Extracted data:
* Begin *

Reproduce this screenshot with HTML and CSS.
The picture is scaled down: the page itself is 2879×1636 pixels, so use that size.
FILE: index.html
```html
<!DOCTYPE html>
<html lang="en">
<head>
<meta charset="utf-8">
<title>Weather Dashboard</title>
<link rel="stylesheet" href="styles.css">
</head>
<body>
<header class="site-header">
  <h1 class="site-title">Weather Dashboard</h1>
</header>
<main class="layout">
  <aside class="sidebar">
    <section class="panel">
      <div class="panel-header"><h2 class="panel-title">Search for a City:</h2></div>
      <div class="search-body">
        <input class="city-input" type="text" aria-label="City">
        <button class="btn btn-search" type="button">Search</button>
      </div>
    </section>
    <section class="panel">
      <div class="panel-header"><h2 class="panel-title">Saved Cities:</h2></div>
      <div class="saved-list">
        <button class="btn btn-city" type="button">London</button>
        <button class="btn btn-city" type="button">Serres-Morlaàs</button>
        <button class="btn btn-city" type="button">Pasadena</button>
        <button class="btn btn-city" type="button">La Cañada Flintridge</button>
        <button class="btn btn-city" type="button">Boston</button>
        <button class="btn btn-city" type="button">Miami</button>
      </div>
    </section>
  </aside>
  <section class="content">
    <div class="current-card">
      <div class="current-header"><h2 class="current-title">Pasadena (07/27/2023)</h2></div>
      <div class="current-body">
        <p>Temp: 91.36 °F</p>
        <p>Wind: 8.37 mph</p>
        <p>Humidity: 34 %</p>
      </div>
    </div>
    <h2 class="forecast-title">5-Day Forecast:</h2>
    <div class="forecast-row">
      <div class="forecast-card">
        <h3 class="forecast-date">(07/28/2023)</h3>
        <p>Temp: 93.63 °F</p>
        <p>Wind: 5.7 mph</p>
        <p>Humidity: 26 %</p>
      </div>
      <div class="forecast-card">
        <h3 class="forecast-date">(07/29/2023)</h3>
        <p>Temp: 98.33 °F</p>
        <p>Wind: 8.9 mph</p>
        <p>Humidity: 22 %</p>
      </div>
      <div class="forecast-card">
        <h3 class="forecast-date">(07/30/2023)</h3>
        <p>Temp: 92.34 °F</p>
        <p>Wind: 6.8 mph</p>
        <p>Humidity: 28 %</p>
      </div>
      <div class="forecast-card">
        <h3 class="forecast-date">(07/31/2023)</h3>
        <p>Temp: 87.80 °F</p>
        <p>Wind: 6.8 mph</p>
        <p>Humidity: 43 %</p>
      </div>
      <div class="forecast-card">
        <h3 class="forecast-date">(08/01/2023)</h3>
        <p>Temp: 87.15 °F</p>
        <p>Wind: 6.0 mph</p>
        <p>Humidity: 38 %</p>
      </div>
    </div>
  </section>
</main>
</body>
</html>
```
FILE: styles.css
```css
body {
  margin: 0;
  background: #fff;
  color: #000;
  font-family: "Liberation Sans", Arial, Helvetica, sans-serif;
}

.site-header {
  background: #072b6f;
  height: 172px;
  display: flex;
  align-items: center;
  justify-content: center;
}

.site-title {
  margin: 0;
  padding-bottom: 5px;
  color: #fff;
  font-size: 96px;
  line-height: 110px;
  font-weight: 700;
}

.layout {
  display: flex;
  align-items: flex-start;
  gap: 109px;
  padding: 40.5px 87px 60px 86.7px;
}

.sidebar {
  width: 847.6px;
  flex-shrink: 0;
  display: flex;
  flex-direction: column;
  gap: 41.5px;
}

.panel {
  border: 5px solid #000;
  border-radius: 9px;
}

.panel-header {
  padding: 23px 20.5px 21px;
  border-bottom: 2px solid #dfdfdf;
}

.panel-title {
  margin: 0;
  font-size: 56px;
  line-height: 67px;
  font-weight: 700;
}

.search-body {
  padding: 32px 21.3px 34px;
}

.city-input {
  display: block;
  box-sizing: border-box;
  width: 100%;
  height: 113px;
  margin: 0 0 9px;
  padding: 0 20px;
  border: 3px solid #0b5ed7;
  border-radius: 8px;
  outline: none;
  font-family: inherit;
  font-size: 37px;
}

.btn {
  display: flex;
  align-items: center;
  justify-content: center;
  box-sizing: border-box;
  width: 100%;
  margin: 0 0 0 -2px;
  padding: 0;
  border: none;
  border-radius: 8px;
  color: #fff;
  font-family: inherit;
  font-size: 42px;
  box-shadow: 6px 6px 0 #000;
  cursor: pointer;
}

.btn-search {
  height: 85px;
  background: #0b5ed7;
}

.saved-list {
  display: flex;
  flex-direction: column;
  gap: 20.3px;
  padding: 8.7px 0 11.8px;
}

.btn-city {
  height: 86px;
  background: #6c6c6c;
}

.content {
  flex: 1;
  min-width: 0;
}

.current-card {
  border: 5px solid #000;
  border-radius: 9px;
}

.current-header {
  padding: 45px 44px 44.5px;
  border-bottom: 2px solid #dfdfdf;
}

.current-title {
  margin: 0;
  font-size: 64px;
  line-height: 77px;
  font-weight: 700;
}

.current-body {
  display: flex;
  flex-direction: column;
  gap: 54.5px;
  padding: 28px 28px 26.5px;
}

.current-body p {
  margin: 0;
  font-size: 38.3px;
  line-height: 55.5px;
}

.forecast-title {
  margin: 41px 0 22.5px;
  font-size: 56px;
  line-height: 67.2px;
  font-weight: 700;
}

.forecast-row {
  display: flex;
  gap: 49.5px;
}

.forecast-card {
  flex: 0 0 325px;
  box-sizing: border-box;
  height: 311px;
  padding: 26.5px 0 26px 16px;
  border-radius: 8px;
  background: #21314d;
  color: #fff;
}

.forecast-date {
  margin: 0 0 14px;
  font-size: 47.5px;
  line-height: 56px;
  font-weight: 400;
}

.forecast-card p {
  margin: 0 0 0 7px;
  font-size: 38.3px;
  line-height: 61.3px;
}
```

* End *
* Begin *

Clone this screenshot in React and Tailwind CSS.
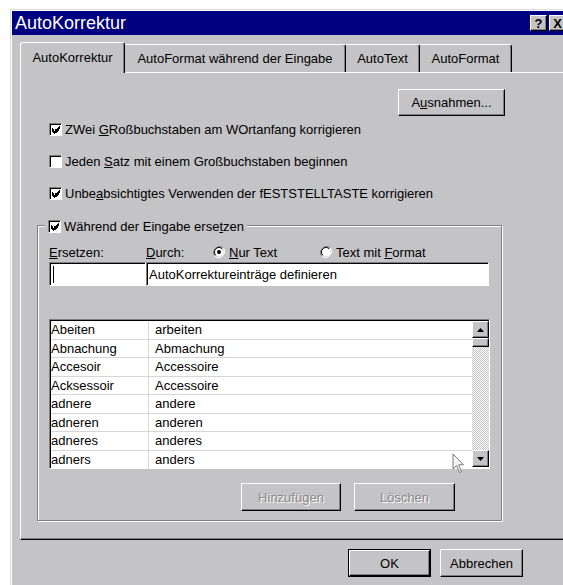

* End *
* Begin *

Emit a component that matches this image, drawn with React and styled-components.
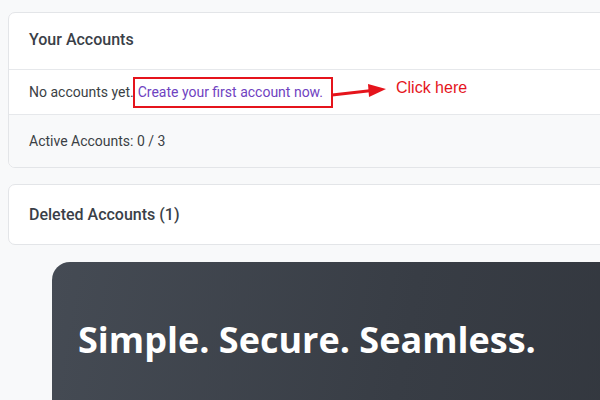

* End *

Find each line holding "with". Copy it out.

Reproduce this screenshot with HTML and CSS.
Emit a component that matches this image, drawn with React and styled-components.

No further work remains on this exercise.